As its title implies, part of it is a parody of Patrick Hernandez's 1978 disco hit "Born to Be Alive", featuring the lyrics to "Esci dalla tua terra" (translatable as "Walk out of your land"), a 1973 Christian pop worship song by missionary Gigi Cocquio, about Abraham. The medley also includes fragments from an older (1969) worship song, priest/musician Domenico Machetta's "Resta con noi, Signore, la sera" (translatable as "Abide with us, O Lord, in the evening"), mixed with "Resta cu'mme" ("Stay with me" in Neapolitan), a 1957 hit by Domenico Modugno, as well as the chorus from Sylvester's 1978 song "You Make Me Feel (Mighty Real)", again sung with lyrics from "Esci dalla tua terra". According to comments by the band within the CD booklet for the first pressing of their 1997 greatest hits compilation Del meglio del nostro meglio Vol. 1, the medley was meant to satirize the musical stiffness of Italian worship songs rather than the Catholic Church, as well as the possible dilution of Christian-themed messages through musically hackneyed, trivial songs, with band leader Elio jokingly stating that the Church would increase its popularity among younger generations of worshipers if Christian songs actually sounded the way the band performed them. (Note: Starting from the early 2000s, the Italian branch of Catholic charismatic renewal would unknowingly comply with Elio's statement, by introducing rock, dance and gospel elements into Italian Christian pop songs.)

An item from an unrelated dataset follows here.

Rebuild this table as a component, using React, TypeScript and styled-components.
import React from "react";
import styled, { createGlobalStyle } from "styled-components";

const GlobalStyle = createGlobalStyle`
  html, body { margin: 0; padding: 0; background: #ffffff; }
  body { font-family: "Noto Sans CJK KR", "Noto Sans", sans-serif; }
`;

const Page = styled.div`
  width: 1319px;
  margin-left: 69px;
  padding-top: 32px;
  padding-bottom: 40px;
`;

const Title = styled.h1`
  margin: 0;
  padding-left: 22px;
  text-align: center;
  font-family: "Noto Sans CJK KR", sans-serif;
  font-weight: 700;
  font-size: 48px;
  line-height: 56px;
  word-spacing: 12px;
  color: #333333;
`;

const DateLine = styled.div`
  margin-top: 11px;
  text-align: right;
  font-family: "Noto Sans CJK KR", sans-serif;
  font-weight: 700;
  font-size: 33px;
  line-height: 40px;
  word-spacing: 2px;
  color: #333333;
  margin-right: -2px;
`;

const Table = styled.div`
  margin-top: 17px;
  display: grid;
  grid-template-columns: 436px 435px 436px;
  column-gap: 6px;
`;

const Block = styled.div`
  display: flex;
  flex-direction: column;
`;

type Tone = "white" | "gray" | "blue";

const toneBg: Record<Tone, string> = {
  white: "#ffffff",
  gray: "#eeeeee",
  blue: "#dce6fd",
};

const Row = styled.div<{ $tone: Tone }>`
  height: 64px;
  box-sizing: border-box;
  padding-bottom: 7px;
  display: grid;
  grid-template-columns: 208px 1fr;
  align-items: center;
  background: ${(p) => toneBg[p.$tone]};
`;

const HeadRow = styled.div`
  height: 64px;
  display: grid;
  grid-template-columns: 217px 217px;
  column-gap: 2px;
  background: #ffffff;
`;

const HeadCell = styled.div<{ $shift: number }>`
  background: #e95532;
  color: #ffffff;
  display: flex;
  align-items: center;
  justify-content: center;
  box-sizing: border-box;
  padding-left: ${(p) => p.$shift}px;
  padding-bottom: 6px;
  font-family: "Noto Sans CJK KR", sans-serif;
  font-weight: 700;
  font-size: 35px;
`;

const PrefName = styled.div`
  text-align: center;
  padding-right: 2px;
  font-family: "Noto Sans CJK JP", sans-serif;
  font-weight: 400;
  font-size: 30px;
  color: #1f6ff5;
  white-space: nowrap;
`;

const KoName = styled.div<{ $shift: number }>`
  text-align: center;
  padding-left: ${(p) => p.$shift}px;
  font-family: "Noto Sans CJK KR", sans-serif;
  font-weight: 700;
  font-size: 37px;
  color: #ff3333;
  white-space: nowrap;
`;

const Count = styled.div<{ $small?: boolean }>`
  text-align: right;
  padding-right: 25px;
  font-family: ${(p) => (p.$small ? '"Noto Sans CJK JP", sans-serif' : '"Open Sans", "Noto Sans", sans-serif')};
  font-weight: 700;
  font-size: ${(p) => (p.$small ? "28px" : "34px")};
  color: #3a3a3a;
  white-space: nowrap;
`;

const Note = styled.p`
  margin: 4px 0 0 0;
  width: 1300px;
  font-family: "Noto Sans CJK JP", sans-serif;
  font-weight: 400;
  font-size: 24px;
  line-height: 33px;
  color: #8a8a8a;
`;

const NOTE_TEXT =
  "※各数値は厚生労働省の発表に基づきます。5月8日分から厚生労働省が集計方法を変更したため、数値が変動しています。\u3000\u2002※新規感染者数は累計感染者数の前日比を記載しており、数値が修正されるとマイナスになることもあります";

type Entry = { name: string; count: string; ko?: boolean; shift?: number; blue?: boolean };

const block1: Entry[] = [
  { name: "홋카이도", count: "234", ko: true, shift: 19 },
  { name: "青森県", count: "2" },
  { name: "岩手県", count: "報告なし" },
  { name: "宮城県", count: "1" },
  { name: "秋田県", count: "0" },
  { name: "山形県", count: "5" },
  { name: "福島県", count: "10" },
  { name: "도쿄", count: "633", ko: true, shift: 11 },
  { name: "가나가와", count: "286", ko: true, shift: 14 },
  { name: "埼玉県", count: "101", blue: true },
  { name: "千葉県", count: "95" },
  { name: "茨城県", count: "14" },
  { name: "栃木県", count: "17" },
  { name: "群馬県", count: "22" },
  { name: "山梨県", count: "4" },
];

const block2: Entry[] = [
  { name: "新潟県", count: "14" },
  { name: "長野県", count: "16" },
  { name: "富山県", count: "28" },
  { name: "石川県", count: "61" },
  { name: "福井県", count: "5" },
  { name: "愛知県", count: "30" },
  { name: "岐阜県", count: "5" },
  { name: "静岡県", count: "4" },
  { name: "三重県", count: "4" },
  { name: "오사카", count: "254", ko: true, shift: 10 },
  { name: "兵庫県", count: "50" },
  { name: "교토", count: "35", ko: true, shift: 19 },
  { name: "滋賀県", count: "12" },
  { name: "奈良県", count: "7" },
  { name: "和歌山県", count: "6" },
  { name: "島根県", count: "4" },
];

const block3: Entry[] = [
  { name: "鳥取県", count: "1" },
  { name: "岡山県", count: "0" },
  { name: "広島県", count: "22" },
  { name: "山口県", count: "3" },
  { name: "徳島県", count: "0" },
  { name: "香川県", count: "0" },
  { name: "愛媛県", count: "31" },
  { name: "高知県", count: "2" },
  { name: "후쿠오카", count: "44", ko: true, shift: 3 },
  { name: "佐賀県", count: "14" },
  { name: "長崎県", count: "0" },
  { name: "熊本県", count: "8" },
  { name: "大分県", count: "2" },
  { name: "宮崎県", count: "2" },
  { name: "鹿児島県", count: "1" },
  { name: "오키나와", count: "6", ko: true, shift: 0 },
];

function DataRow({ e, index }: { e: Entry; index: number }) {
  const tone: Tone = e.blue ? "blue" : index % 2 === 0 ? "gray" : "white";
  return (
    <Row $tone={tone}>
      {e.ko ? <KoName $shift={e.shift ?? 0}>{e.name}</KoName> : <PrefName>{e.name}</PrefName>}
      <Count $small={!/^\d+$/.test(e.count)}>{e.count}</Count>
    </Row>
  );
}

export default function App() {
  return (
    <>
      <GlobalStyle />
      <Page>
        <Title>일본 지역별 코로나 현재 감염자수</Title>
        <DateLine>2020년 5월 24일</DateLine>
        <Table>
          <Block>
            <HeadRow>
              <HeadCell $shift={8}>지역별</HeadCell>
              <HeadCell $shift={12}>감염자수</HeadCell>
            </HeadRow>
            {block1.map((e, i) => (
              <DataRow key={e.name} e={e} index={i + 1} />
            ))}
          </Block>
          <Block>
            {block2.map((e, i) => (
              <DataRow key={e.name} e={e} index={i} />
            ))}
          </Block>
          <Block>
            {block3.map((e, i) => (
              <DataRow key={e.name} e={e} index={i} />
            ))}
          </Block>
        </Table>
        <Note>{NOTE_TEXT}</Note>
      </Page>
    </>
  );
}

As of 2024, the song is officially available only in a slightly different version, re-recorded by the band in 1997 as a duet with Hernandez, for Del meglio del nostro meglio Vol. 1; the original 1990 single was withdrawn within two months from its release, because the Italian branch of Jehovah's Witnesses took issues with its parodic cover artwork, and became a collector's item.

==The song==
"Born to Be Abramo" consists of two separate parts, linked together by spoken word and keyboard/guitar interludes.

=== Introduction and first half ===
The song starts with a spoken introduction by the band's keyboard player Sergio Conforti (a.k.a. Rocco Tanica), acting out the role of a seminarian talking to a group of people from a small church community, reminding them that subscriptions for an upcoming chestnut-gathering trip to the fictional "Filzetta Valley" (named after a type of cured pork meat from Milan, but located somewhere within Southern Italy in the context of the song, according to Tanica's feigned Southern Italian dialectal accent) are being taken by "Father Egidio" in the parish, and warning "the usual smart alecks" that "no mass, no trip". A strummed acoustic guitar is heard while he finishes talking, but it is immediately interrupted by a four-on-the-floor bass drum and a sampled voice singing "Elio, Elio, E-E-E-E-E Elio (e le Storie Tese)" over a two-note melody. The voice belongs to producer Claudio Dentes's Filipino butler, known as "Tremoto", whose introduction for the band (in his own language) was used on their first album. (Note: The source for this sample is the phrase "Ellio e le Storrie Tese" (sic), taken from the very end of the first track ("Adolescenti a colloquio. Improvvisamente, Tremoto") on the band's first album; the track itself consist of a dialogue between two "teenagers", actually played by Elio and guitarist Cesareo, which gets interrupted by the butler's intervention.) The stuttering sample, which was devised by bassist Nicola Fasani (a.k.a. Faso) and reappears throughout the medley, gives way to a disco beat and a synth strings passage by Conforti, paraphrasing the intro to Renato Zero's 1978 disco hit "Triangolo". This is followed by Elio singing, alternately, a line from "Resta cu'mme" (in a disco arrangement originally created in 1976 for, and made famous by, Marcella Bella) followed by a line from "Resta con noi, Signore, la sera" and, in the second verse, quoting more extensively from both songs (namely, two lines from Machetta's song, followed by three lines from Modugno's – the third of which gets interrupted by a Machetta quote – and three more lines from Modugno). The section ends with a reprise of the "E-E-E-Elio" sample melody.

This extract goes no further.